Cast: Lior Ashkenaz, Danny Geva, Ania Bukstein, Menashe Noy, Ran Danker
Durata: 91’
Genere: Horror
Paese: Israele
Voto: 7
Quattro spiantati tennisti, diretti ad una partita tra amici, smarriscono la retta via all’interno di una riserva per volpi; come se non bastasse investono un uomo, malridotto già di suo, che sostiene di essere alla ricerca della fidanzata, reclusa da uno sociopatico vestito da meccanico. La tesi si mostra alquanto veritiera perché il millantato killer esiste, tanto da essersi repentinamente guadagnato le attenzioni belligeranti di un cacciatore con cane-lupo a seguito. Nel frattempo irrompono in scena 2 poliziotti, l’uno perverso molestatore l’altro inebetito da un rapporto sentimentale unilaterale, che contribuiscono nel far degenerare la situazione.
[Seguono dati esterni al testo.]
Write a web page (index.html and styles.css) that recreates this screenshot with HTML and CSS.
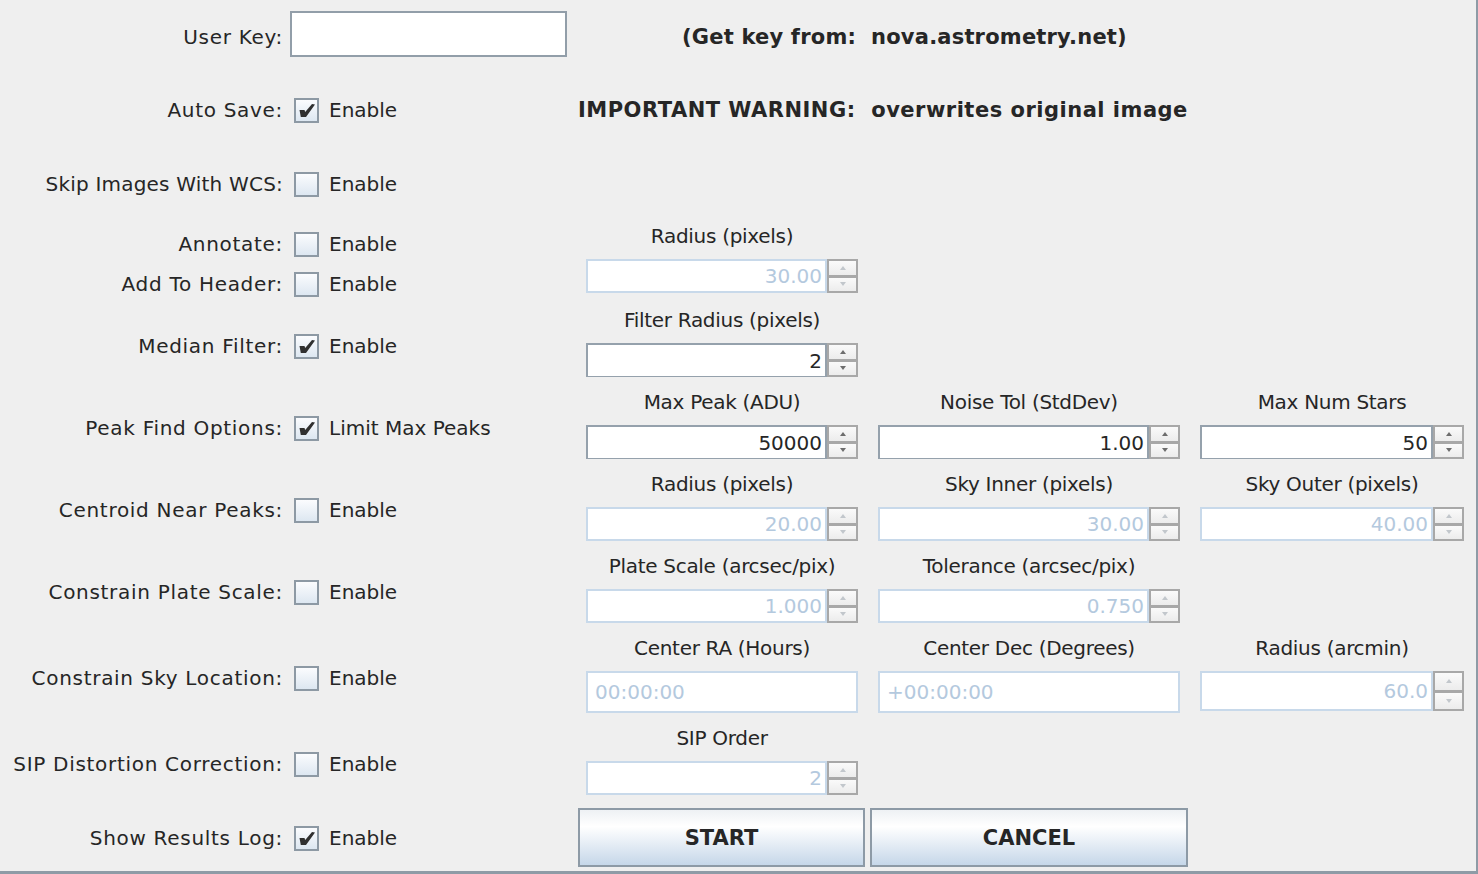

Insomma è abbastanza complicato riassumere la trama, e non è un caso perché proprio su tale punto verte il progetto della coppia di registi. L’idea è quella di affrontare lo slasher movie abbandonando i soliti cliché da manuale, e per farlo Keshales e Papushado mettono sul piatto un’inarrestabile sequela di avvenimenti nefasti (molti del tutto casuali). Il risultato è un gustoso sovraccarico di passaggi narrativi scandagliati per alimentare la tensione (trappole per orsi, campi minati) o per tracciare un profilo emozionale (amicizie tradite, traumi infantili), con il fine ultimo di alimentare e giustificare la rabbia (dilagante) del titolo. Il vero colpo di genio è lo snaturamento del ruolo del killer che in qualsivoglia slasher fa da cardine al plot mentre qui veste i panni di un tassello del mosaico, tanto da scomparire quasi subito (riapparendo nel finale) per far spazio alla follia dei restanti coprotagonisti, tutti personaggi inizialmente con le rotelle a posto ma ben predisposti ad esplodere dinanzi al primo scossone psicologico. I registi israeliani centrano quindi il bersaglio, anche se è doveroso sottolineare la presenza di dialoghi inverosimili (vedi il finale: è mai possibile che una pallina di tennis possa ridurti in quello stato??) e una chiusura che nella sua straniante passività vorrebbe sembrare molto cool, senza esserlo neanche un po’. Ma ad avercene di film così, pronti a riallacciare quel rapporto col genere slasher oramai alla deriva, che per anni mi han fatto additare Jason come la causa di tutti i mali. Voto: 7.